I appreciate that the Receiver herein was clothed with authority to manage the 1st Defendant’s property, assets and business.  But that is as far as his authority went.  By analogy therefore, the receiver’s authority could not be extended beyond that which he had been expressly clothed with in the consent judgement.

And as regards paragraph 720 of HALSBURY’s, I believe that the same speaks for itself.  It says:-

“Instances in which receiver may sue.  Though a receiver cannot generally maintain an action in his own name, since no property is vested in him, yet if he has an independent cause of action, the fact that he is receiver does not disqualify him from suing.  He may, for instance, sue as a holder of a bill of exchange or promissory note  …………
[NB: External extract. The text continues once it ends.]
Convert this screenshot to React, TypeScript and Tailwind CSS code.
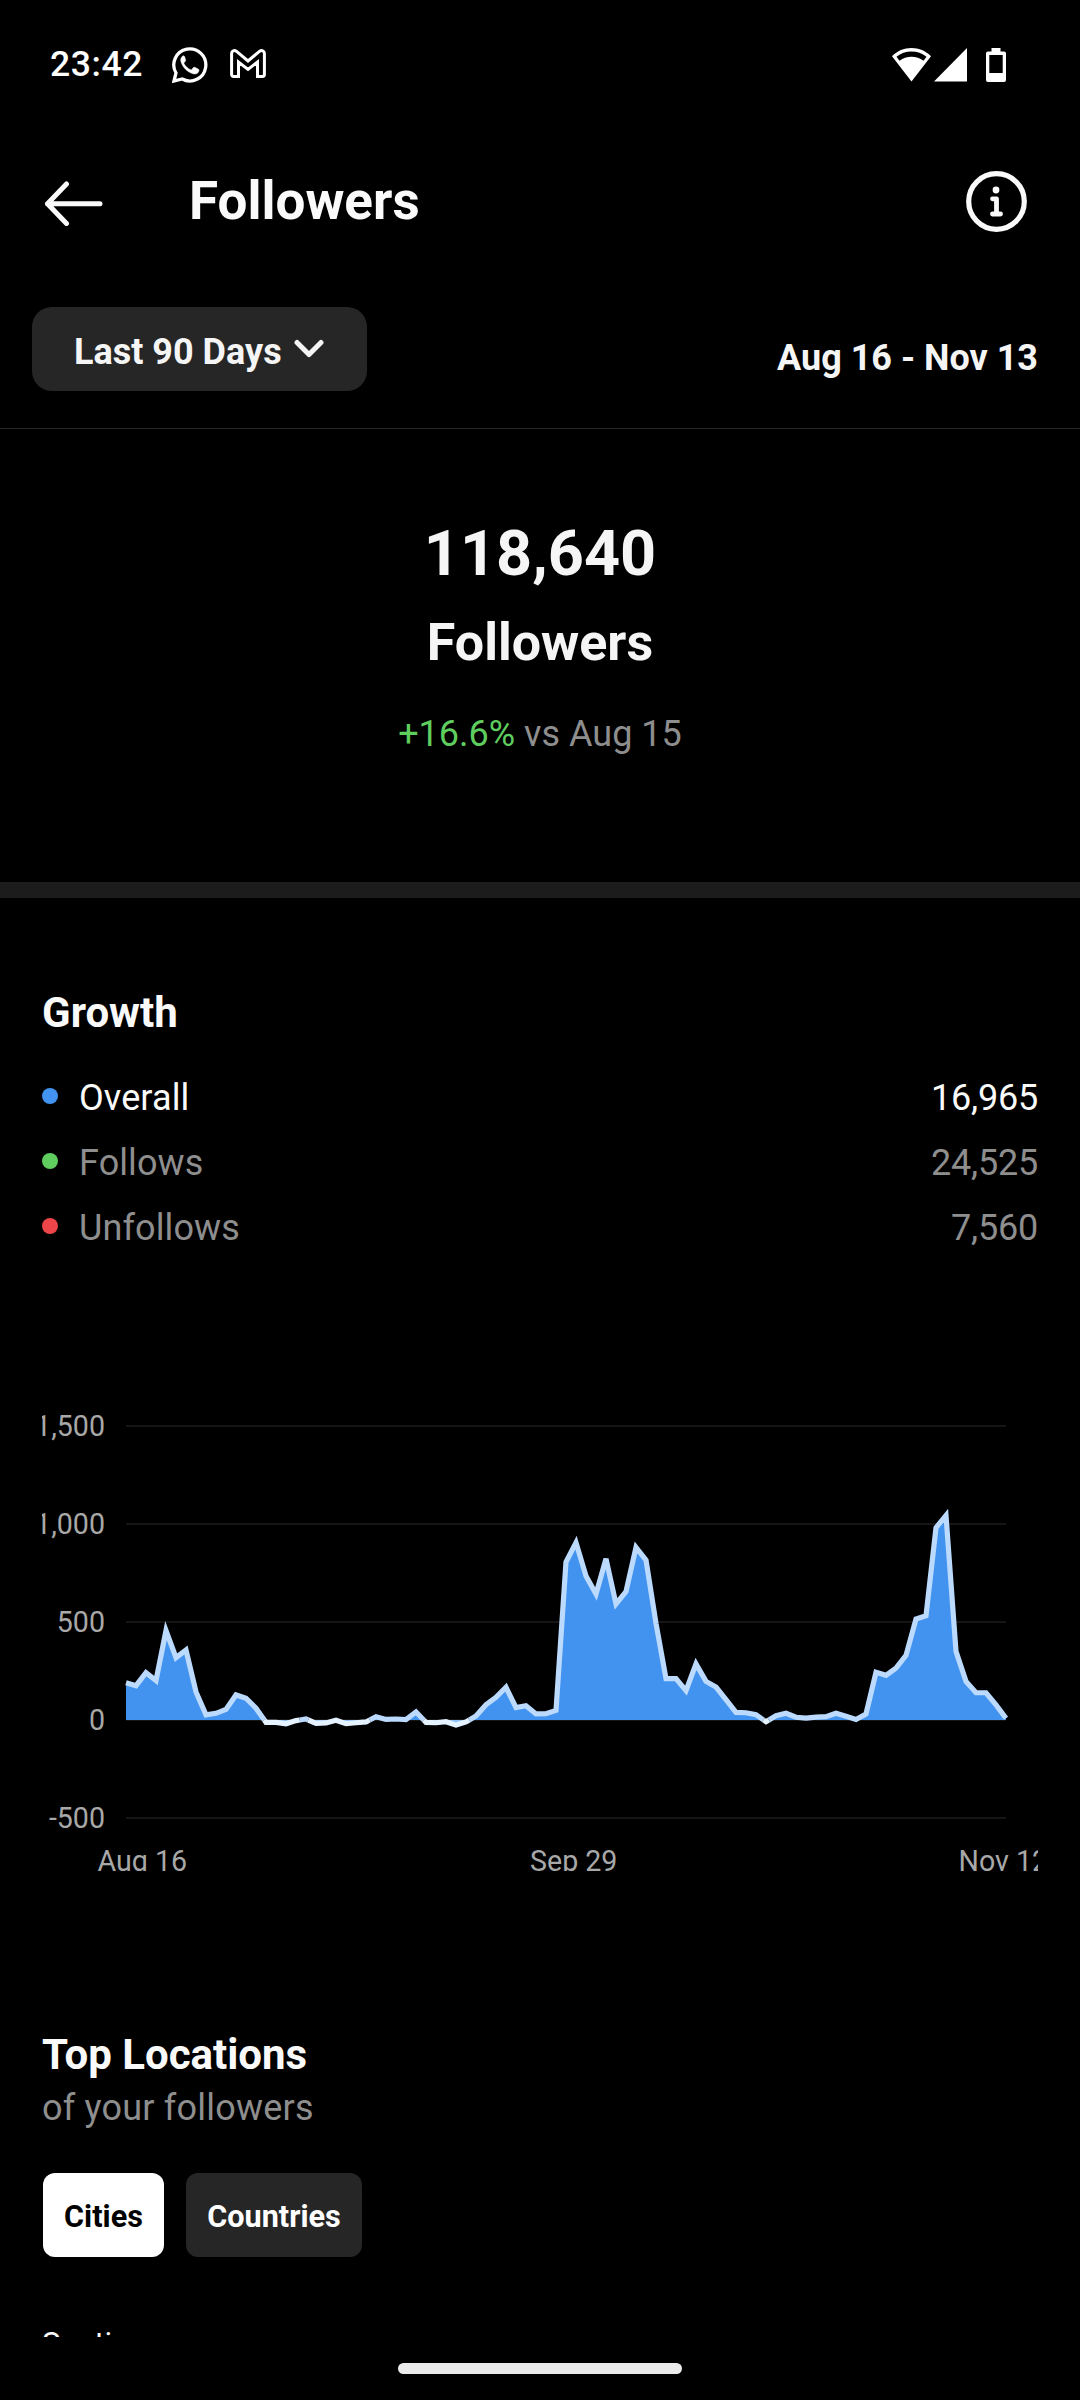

and a receiver and manager may sue in respect of his business transactions, as for the recovery of goods improperly detained.”

In effect, the law expressly recognises the authority given to a receiverto sue for the recovery of goods improperly detained,  And, as I understand it, that is exactly what the Objector was doing in this case.  He cannot therefore be said not to have the locus standi to act in the manner he has done.

In the final analysis, I find that the Objector’s application is well merited.  Accordingly, I do hereby  order that the proclamation dated 3rd December 2004 be and is hereby raised and vacated forthwith.  Costs of this application are awarded to the Objector.

Darted and Delivered at Nairobi this 26th day of September 2005.